5 Irrational Myths About Employees with Disabilities
Dispelling the Myths About Employees with Disabilities
According to DiversityInc, a publication devoted to the business benefits of diversity, employers who hire people with disabilities often experience less turnover, less absenteeism, and higher productivity.
So why then do some HR managers have reservations about hiring people with disabilities? It’s mainly due to the myths surrounding hiring and working with employees with disabilities. That’s why it’s important to dispel those myths like we are going to do right now with information from the U.S. Department of Labor, IN.gov and Diversity Inc.
Myth: It’s very expensive for businesses to accommodate employees with disabilities.
The majority of employees at least 73 percent-don’t require any type of accommodation. Of the ones that do, 51 percent cost less than $500. For some excellent examples of accommodations, visit the National Center on Workforce Disability (NCWD). And as an added bonus, these accommodations have been found to benefit other employees without disabilities.
Finally, the federal government offers tax incentives to help employers pay for any accommodations or modifications that will make their businesses accessible to persons with disabilities.
Myth: Once an employee with a disability is hired, they cannot be fired because of the American’s with Disabilities Act (ADA).
The truth is that employers can terminate the employment of people with disabilities, but the termination must meet three conditions:
- It’s not related to the employee’s disability
- The employee isn’t meeting the requirements of the job with or without a reasonable accommodation
- The employee poses a direct threat to the health or safety of the workplace because of their disability.
Myth: Employees with disabilities either can’t perform the job or they have low productivity.
A DuPont report found that people with disabilities, when compared to employees without, were rated average or above average in performance, attendance and safety. Additionally, a Harris poll discovered that 82 percent of managers said it isn’t any harder to supervise employees with disabilities than it is employees without. And finally, employees with disabilities tend to stay with their employers for longer periods of time.
Myth: People with disabilities can’t do things on their own and need constant help and attention from other employees.
The majority of people with disabilities can perform their jobs without any assistance and prefer to be responsible for themselves. Also, they should have the same expectations and work requirements as employees without disabilities so that they can participate in the full range of human experiences-including success and failure.
Myth: People with disabilities will scare or frustrate customers or clients.

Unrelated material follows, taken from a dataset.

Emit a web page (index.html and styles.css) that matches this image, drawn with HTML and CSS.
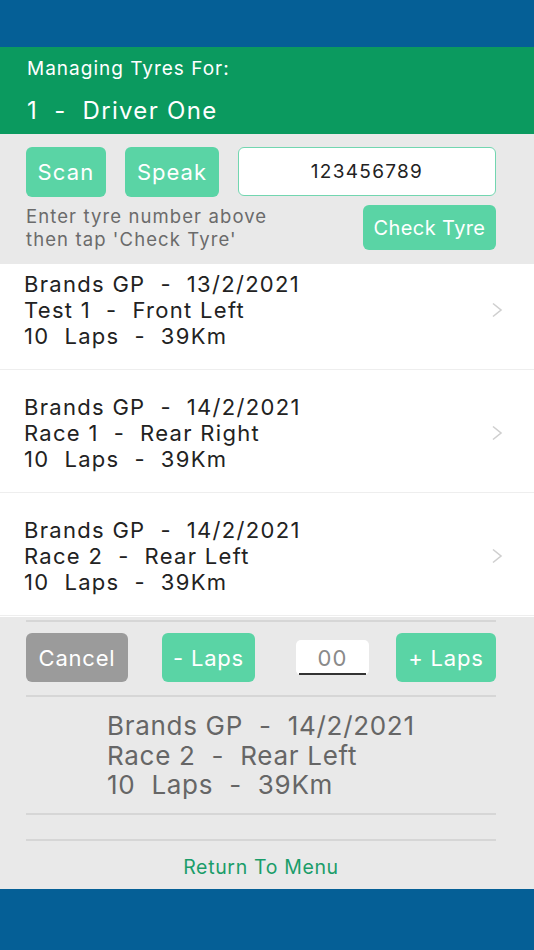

It’s actually the opposite. Hiring people with disabilities provides businesses with a competitive advantage. Research has shown that people have a more favorable view of businesses that employ people with disabilities and would prefer to patronize these businesses.
What Can You Do to Include Employees with Disabilities in Your Workplace?
The Employer Assistance and Resource Network on Disability Inclusion (EARN) recommends several strategies including:
- Conduct training for employees including discrimination prevention and ADA specific training for managers and supervisors.
- Committing to diversity and equitable employment for all individuals regardless of their disabilities.
- Surveying employees to understand their perceptions of inclusion or bias.
- Offering mentoring opportunities and including employees with disabilities.
- Focus recruiting and retention efforts on employees with disabilities.
- Include diversity and inclusion effectiveness as part of supervisors’ job responsibilities.
It’s important for hiring managers to realize that many of the assumptions people have about employees with disabilities are untrue. In fact, in most cases, the reality is the complete opposite. Including employees with disabilities in your business is good for them and for you.
Make sure you are committed to providing an inclusive work environment that follows ADA requirements and EEOC discrimination prevention laws.